Fears of a potential escalation of hostilities in the Middle East spiked on Saturday when Iran launched a drone and missile attack against Israel. Today, however, many investors are viewing the conflict and the potential aftermath of the strike as not as bad as originally anticipated. While Tel-Aviv says roughly 99% of the approximately 300 drones and missiles were shot down by missile defenses, the development is significant because it is the first attack on Israel carried out directly by Tehran rather than through proxies in recent history. Secondly, Israel says the matter isn’t finished and is believed to be planning a counterattack, which could potentially lead toward the overall Middle East falling into a widespread conflict. President Joe Biden reacted to the event by telling Israel that he will not support an attack on Iran and the United Nations has urged Iran and Israel to use restraint to avoid sparking a full-scale conflict. On a positive note, some observers believe the event could motivate countries in the Middle East to work on peace accords.

Corporations Tap Capital Markets

Businesses increased their capital raising efforts during the first quarter, which provided a tailwind for Goldman Sachs. However, M&T Bank faced the brunt of higher interest rates and the ongoing commercial real estate debacle. The two firms provided the following first-quarter highlights:

  • Goldman Sachs posted strong results that benefited from trading volumes of fixed-income and equities exceeding analysts’ expectations. Investment banking, after slowing down during the Fed’s tightening campaign, also increased, with volumes for both debt and equity issuances climbing. Optimism during the first quarter about a potential soft landing resulted in more businesses raising capital. Additionally, Goldman generated record-high levels of fees from its asset and wealth management services. The company’s first-quarter profit jumped 28% year over year (y/y).
  • M&T Bank’s earnings were hit by a doubleheader of higher deposit costs and having to increase reserves for non-performing loans. Like many banks, especially regionals, M&T has increased the interest rates it pays depositors to prevent customers from shifting into higher yielding money markets. The higher rates caused the bank’s net interest margin, or the difference between what the bank pays depositors and what it collects on loans to narrow, resulting in income declining 8% y/y. The bank also increased reserves for non-performing commercial real estate loans by 66% with a glut of commercial real estate space causing turmoil. First quarter earnings declined y/y and missed the analyst consensus expectation while revenue was higher than anticipated.

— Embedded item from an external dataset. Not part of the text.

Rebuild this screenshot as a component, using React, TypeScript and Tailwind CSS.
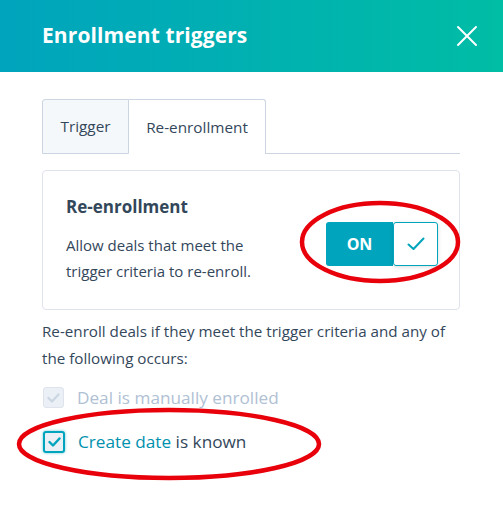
import React from "react";

export default function App() {
  return (
    <div
      className="relative w-[503px] h-[510px] bg-white overflow-hidden"
      style={{ fontFamily: "'Open Sans', Lato, sans-serif" }}
    >
      {/* Header */}
      <div className="h-[72px] flex items-center justify-between pl-[42px] pr-[24px] bg-[linear-gradient(90deg,#00a4bd_0%,#00bda5_100%)]">
        <h1 className="text-white font-bold text-[21px] tracking-[0.1px]">Enrollment triggers</h1>
        <svg width="22" height="22" viewBox="0 0 22 22" className="mr-[1px]">
          <path d="M2 2 L20 20 M20 2 L2 20" stroke="white" strokeWidth="2" strokeLinecap="round" />
        </svg>
      </div>

      <div className="px-[42px] pt-[27px]">
        {/* Tabs */}
        <div className="flex items-end h-[55px] w-[418px]">
          <div className="h-[55px] w-[87px] flex items-center justify-center bg-[#f5f8fa] border border-[#cbd6e2] rounded-tl-[3px] text-[#33475b] text-[15.3px]">
            Trigger
          </div>
          <div className="h-[55px] w-[137px] flex items-center justify-center bg-white border border-l-0 border-b-0 border-[#cbd6e2] rounded-tr-[3px] text-[#33475b] text-[15.3px]">
            Re-enrollment
          </div>
          <div className="flex-1 border-b border-[#cbd6e2]" />
        </div>

        {/* Card */}
        <div className="mt-[16px] w-[418px] h-[140px] border border-[#dfe3eb] rounded-[4px] pl-[23px] pr-[22px] flex items-center justify-between">
          <div>
            <div className="text-[#33475b] font-bold text-[17px] leading-[22px]">Re-enrollment</div>
            <div className="mt-[14px] text-[#33475b] text-[15px] leading-[26px]">
              Allow deals that meet the
              <br />
              trigger criteria to re-enroll.
            </div>
          </div>
          <div className="flex h-[44px] mt-[7px] mr-[-1px]">
            <div className="w-[67px] bg-[#00a4bd] rounded-l-[3px] flex items-center justify-center text-white font-bold text-[16px]">
              ON
            </div>
            <div className="w-[45px] bg-white border border-[#00a4bd] rounded-[3px] flex items-center justify-center shadow-[0_1px_4px_rgba(0,0,0,0.15)]">
              <svg width="18" height="14" viewBox="0 0 18 14">
                <path d="M1.5 7.5 L6.5 12 L16.5 1.5" fill="none" stroke="#00a4bd" strokeWidth="2" strokeLinecap="round" strokeLinejoin="round" />
              </svg>
            </div>
          </div>
        </div>

        {/* Description */}
        <div className="mt-[8px] text-[#33475b] text-[15.2px] leading-[27px]">
          Re-enroll deals if they meet the trigger criteria and any of
          <br />
          the following occurs:
        </div>

        {/* Checkboxes */}
        <div className="mt-[13px] flex flex-col gap-[18px]">
          <div className="flex items-center gap-[13px] ml-[1px]">
            <div className="w-[21px] h-[21px] rounded-[3px] bg-[#eaf0f6] border border-[#dfe3eb] flex items-center justify-center">
              <svg width="13" height="10" viewBox="0 0 13 10">
                <path d="M1.5 5 L5 8.5 L11.5 1.5" fill="none" stroke="#cbd6e2" strokeWidth="2.2" strokeLinecap="round" strokeLinejoin="round" />
              </svg>
            </div>
            <span className="text-[#b0c1d4] text-[17.2px]">Deal is manually enrolled</span>
          </div>
          <div className="flex items-center gap-[13px] ml-[1px]">
            <div className="w-[22px] h-[22px] rounded-[3px] bg-[#eaf0f6] border-2 border-[#00a4bd] flex items-center justify-center shadow-[0_0_3px_rgba(0,164,189,0.6)]">
              <svg width="13" height="10" viewBox="0 0 13 10">
                <path d="M1.5 5 L5 8.5 L11.5 1.5" fill="none" stroke="#00a4bd" strokeWidth="2.4" strokeLinecap="round" strokeLinejoin="round" />
              </svg>
            </div>
            <span className="text-[17.2px]">
              <span className="text-[#0091ae]">Create date</span>
              <span className="text-[#33475b]"> is known</span>
            </span>
          </div>
        </div>
      </div>

      {/* Annotation ellipses */}
      <svg className="absolute left-0 top-0 pointer-events-none" width="503" height="510">
        <ellipse cx="380" cy="242" rx="78" ry="39" fill="none" stroke="#e8000b" strokeWidth="4.5" />
        <ellipse cx="169" cy="444" rx="150" ry="34" fill="none" stroke="#e8000b" strokeWidth="4.5" />
      </svg>
    </div>
  );
}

Investors Focus on Yields and Economy

Markets are mixed as traders increasingly focus on loftier yields and hot economic data versus a slightly better geopolitical outlook. For stocks, all major US equity indices are higher except for the rate-sensitive, small-cap Russell 2000 Index; it’s down 0.4%. The Dow Jones Industrial, S&P 500 and Nasdaq Composite indices are well off this morning’s highs and are now trying to hold on to gains of 0.3%, 0.2% and 0.2%. Sectoral breadth is positive though with 7 out of 11 sectors in the green, led by healthcare, financials, materials and industrials; they’re up 0.7%, 0.6%, 0.5% and 0.4%. Real estate, utilities, technology and consumer discretionary are lower, however, with prices down by 0.6%, 0.2%, 0.1% and 0.1%. In the fixed-income universe, rates are jumping in bear-steepening fashion, with the 2- and 10-year Treasury maturities trading at 4.95% and 4.63%, 5 and 10 basis points (bps) higher on the session. Inflation expectations and much lighter Fed easing projections are also pushing up the dollar, with the greenback’s Index gaining 19 bps today as it trades at 106.21. The US currency is up against all of its major, developed market counterparts, including the euro, pound sterling, franc, yen, yuan and Aussie and Canadian dollars. Oil is lower, meanwhile, on a reduced war premium with WTI crude declining 0.6%, or $0.52, to $84.88 per barrel. 

 A Mixed Inflation Outlook

At the beginning of this year, investors anticipated seven rate cuts prior to 2025, but consistently hot economic data has pushed that number down to a little over one. Higher oil prices resulting from the Middle East and Far East conflicts have contributed to higher-than-anticipated inflation figures this year, leading to traders dialing down their hopes for rate reductions while dumping Treasuries. Market participants are hoping that simmering Middle East tensions will continue to weigh on the cost of oil, a key input to many of the services and goods consumed globally. Lower oil prices may indeed pave the path forward for slower inflation readings in coming months while providing Wall Street with rate relief and perhaps a resumption of the equity market’s rally. Continued quarrels, however, will likely support the price of oil, and pose a severe challenge to the Fed’s disinflationary objective.